The self-congratulations immediately followed the announcement that was years in the making. "Today marks an important step in fulfilling President Biden’s commitments to Indian Country by protecting Chaco Canyon, a sacred place that holds deep meaning for the Indigenous peoples whose ancestors have called this place home since time immemorial," a statement from Haaland proclaimed.

"The exceptional landscape in the Greater Chaco region has profound cultural importance," Bureau of Land Management (BLM) Director Tracy Stone-Manning chimed in. "Today’s announcement marks an important step in ensuring Indigenous voices help inform the management of our public lands."

The ban is the work of Black Lives Matter and the Department of the Interior, which called for the stoppage nearly two years ago. They claimed to be concerned about drilling on land sacred to the Navajo Nation and therefore worked to outlaw it.

The only problem is that the tribe, energy producers, and local officials all supported the drilling that will now take away economic opportunities for them. A 2021 letter from Navajo Nation President Jonathan Nez and Vice President Myron Lizer urged Biden to consider the "devastating impact" revoking the leases would have on the members of the tribe who make their living off of it.

Local officials in San Juan County, New Mexico, similarly passed an official resolution in opposition to the DOI's proposed ban. Creating this buffer zone would render some land worthless to the tribesmen who own it, as drilling requires "horizontal lateral crossing of two to four miles of subsurface" through the very land they're making off-limits.

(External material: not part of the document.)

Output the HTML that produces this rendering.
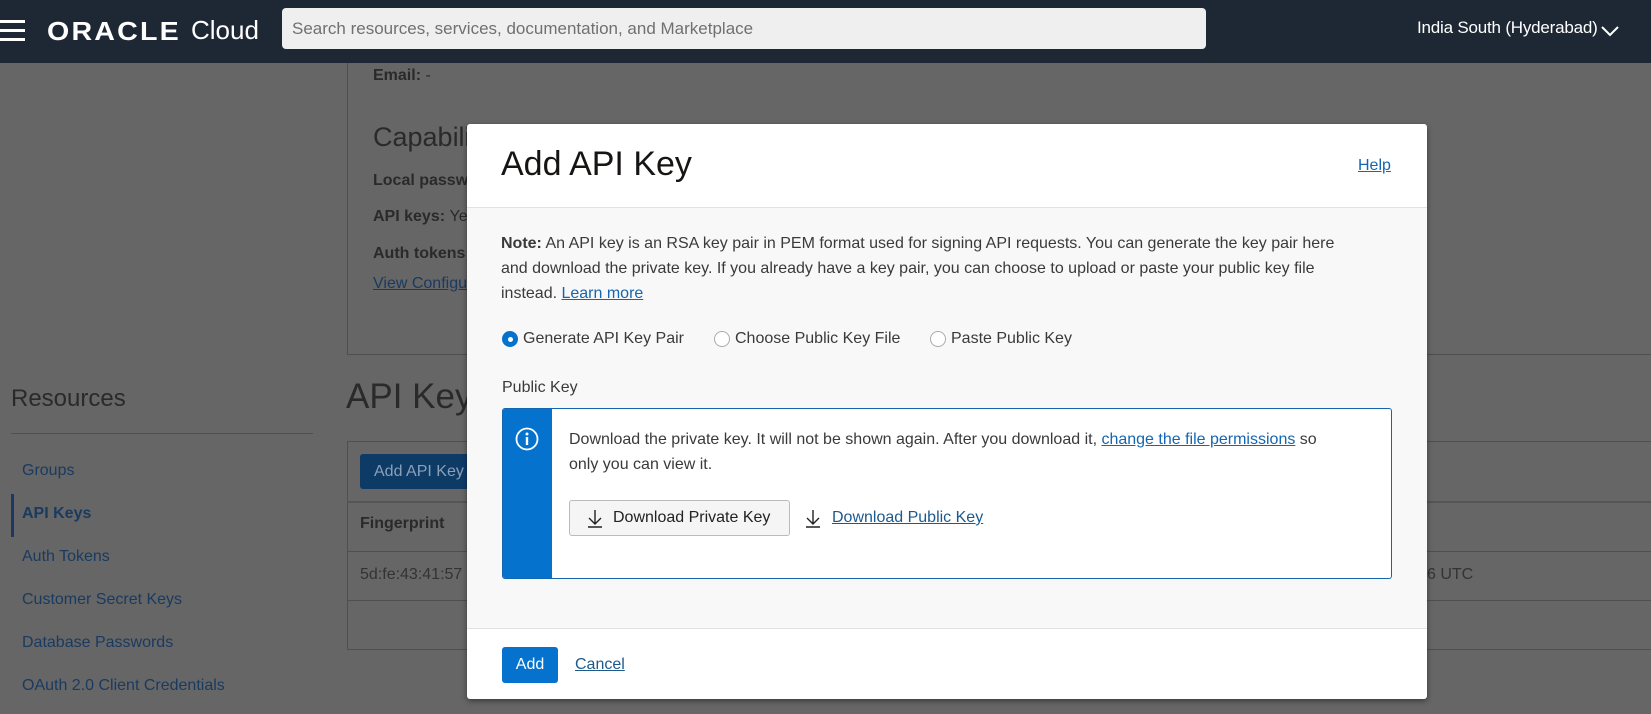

"The Chapters recognize the detrimental economic impact to the Navajo allottees should a buffer zone of any size be imposed around Chaco Canyon," the board of commissioners said in the resolution. "If a buffer zone is adopted, the Navajo allottees who rely on the income realized from oil and gas royalties will be pushed into greater poverty."

"The 25th Navajo Nation Council wishes to support the Navajo Nation members who hold allotted land in the area around Chaco Canyon and allow those members to maximize their economic interests," it went on. "The Navajo Nation does not support a buffer zone around Chaco Canyon."

An attempt at a compromise to bring the buffer zone to only 5 miles was also unsatisfactory. Perhaps that's because the anticipated loss of income is significant.

There are 53 land allotments representing 5,462 allottees in the area that are now off-limits, which translates to $6.2 million in annual royalties lost. There are another 418 allotments that are unleased but include 16,615 allottees.

Advocacy group Western Energy Alliance estimates $194 million in lost income for Navajo members over the next two decades with this ban. The organization's president, Kathleen Sgamma, excoriated Halaand as she "completely ignored the democratic resolutions of the sovereign Navajo Nation" to further her own tribe's goals (Halaand is a citizen of the neighboring Laguna Pueblo tribe).

"The decision prevents Navajo property owners from accessing the oil and natural gas resources they own, which provide them with their sustenance," Sgamma said. "Secretary Haaland didn’t even consider the Navajo compromise proposal when conducting the NEPA analysis necessary to support this decision, which leaves her and the Interior Department legally vulnerable."

The people who hold this area sacred should have the final say on what's done with the area surrounding it. However, the Biden administration is convinced it knows better.